Read the lines that follow and pick out every one containing the word "this".

> _DATA BLOCK_:
+---+

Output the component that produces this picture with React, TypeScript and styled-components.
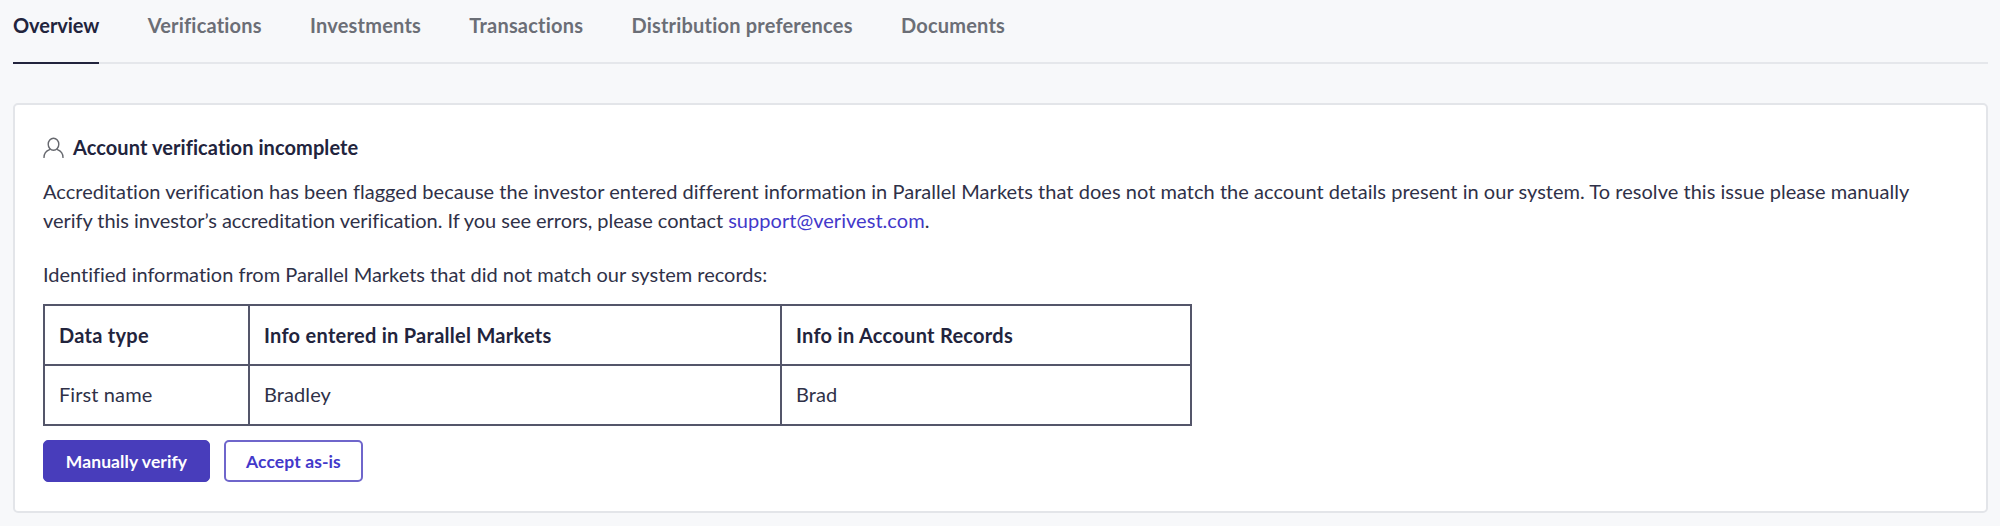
import styled, { createGlobalStyle } from "styled-components";

const GlobalStyle = createGlobalStyle`
  html,
  body {
    margin: 0;
    background: #f7f8fa;
  }

  body {
    font-family: "Lato", "Open Sans", sans-serif;
    color: #2f3148;
  }
`;

const Page = styled.div`
  width: 2000px;
  height: 526px;
  padding: 0 12px 0 13px;
  box-sizing: border-box;
  overflow: hidden;
`;

const TabBar = styled.nav`
  display: flex;
  gap: 48.3px;
  height: 64px;
  box-sizing: border-box;
  border-bottom: 2px solid #e5e7eb;
`;

const Tab = styled.a<{ $active?: boolean }>`
  height: 64px;
  box-sizing: border-box;
  padding-top: 13px;
  line-height: 24px;
  font-size: 20px;
  font-weight: 700;
  letter-spacing: ${({ $active }) => ($active ? "-0.05px" : "0.2px")};
  color: ${({ $active }) => ($active ? "#22243d" : "#6b6e76")};
  border-bottom: 2px solid ${({ $active }) => ($active ? "#22243d" : "transparent")};
`;

const Card = styled.section`
  margin-top: 39px;
  height: 410px;
  box-sizing: border-box;
  padding: 29px 28px 0;
  background: #fff;
  border: 2px solid #e3e5e9;
  border-radius: 5px;
`;

const Heading = styled.h2`
  display: flex;
  align-items: center;
  gap: 9px;
  margin: 0;
  height: 27px;
  font-size: 20px;
  font-weight: 700;
  letter-spacing: 0.08px;
  line-height: 27px;
  color: #22243d;
`;

const Paragraph = styled.p`
  margin: 16px 0 0;
  font-size: 20px;
  line-height: 29px;
  letter-spacing: 0.035px;
`;

const Intro = styled(Paragraph)`
  margin-top: 25px;
  letter-spacing: -0.01px;
`;

const TightLine = styled.span`
  letter-spacing: -0.04px;
`;

const SupportLink = styled.a`
  color: #4338ca;
`;

const MismatchTable = styled.table`
  margin-top: 15px;
  width: 1147px;
  table-layout: fixed;
  border-collapse: collapse;
  font-size: 20px;
`;

const HeadCell = styled.th<{ $width: number }>`
  width: ${({ $width }) => $width}px;
  height: 60px;
  box-sizing: border-box;
  padding: 0 14px 1px;
  border: 2px solid #54566a;
  text-align: left;
  font-weight: 700;
  letter-spacing: 0.28px;
  color: #22243d;
`;

const Cell = styled.td`
  height: 60px;
  box-sizing: border-box;
  padding: 0 14px 2px;
  border: 2px solid #54566a;
  letter-spacing: 0.1px;
`;

const Actions = styled.div`
  display: flex;
  gap: 14px;
  margin-top: 14px;
`;

const PrimaryButton = styled.button`
  height: 42px;
  width: 167px;
  padding: 0;
  border: 1px solid #483dbb;
  border-radius: 5px;
  background: #483dbb;
  color: #fff;
  font: 700 17.5px "Lato", sans-serif;
  letter-spacing: 0.1px;
`;

const OutlineButton = styled(PrimaryButton)`
  width: 139px;
  border: 2px solid #6f66cb;
  background: #fff;
  color: #4338ca;
`;

const PersonIcon = () => (
  <svg width="21" height="21" viewBox="0 0 21 21" fill="none" stroke="#66686e" strokeWidth="1.4" strokeLinecap="round">
    <ellipse cx="10.5" cy="7.2" rx="5.3" ry="6" />
    <path d="M1 20.5c0-4 2.6-6.8 5.6-7.9" />
    <path d="M20 20.5c0-4-2.6-6.8-5.6-7.9" />
  </svg>
);

export default function App() {
  return (
    <Page>
      <GlobalStyle />
      <TabBar>
        <Tab $active>Overview</Tab>
        <Tab>Verifications</Tab>
        <Tab>Investments</Tab>
        <Tab>Transactions</Tab>
        <Tab>Distribution preferences</Tab>
        <Tab>Documents</Tab>
      </TabBar>
      <Card>
        <Heading>
          <PersonIcon />
          Account verification incomplete
        </Heading>
        <Paragraph>
          Accreditation verification has been flagged because the investor entered different information in Parallel
          Markets that does not match the account details present in our system. To resolve this issue please manually{" "}
          <TightLine>verify this investor’s accreditation verification. If you see errors, please contact </TightLine>
          <SupportLink>support@verivest.com</SupportLink>.
        </Paragraph>
        <Intro>Identified information from Parallel Markets that did not match our system records:</Intro>
        <MismatchTable>
          <thead>
            <tr>
              <HeadCell $width={205}>Data type</HeadCell>
              <HeadCell $width={532}>Info entered in Parallel Markets</HeadCell>
              <HeadCell $width={410}>Info in Account Records</HeadCell>
            </tr>
          </thead>
          <tbody>
            <tr>
              <Cell>First name</Cell>
              <Cell>Bradley</Cell>
              <Cell>Brad</Cell>
            </tr>
          </tbody>
        </MismatchTable>
        <Actions>
          <PrimaryButton>Manually verify</PrimaryButton>
          <OutlineButton>Accept as-is</OutlineButton>
        </Actions>
      </Card>
    </Page>
  );
}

+---+

> _RESPONSE_:
Output the component that produces this picture with React, TypeScript and styled-components.
          Markets that does not match the account details present in our system. To resolve this issue please manually{" "}
          <TightLine>verify this investor’s accreditation verification. If you see errors, please contact </TightLine>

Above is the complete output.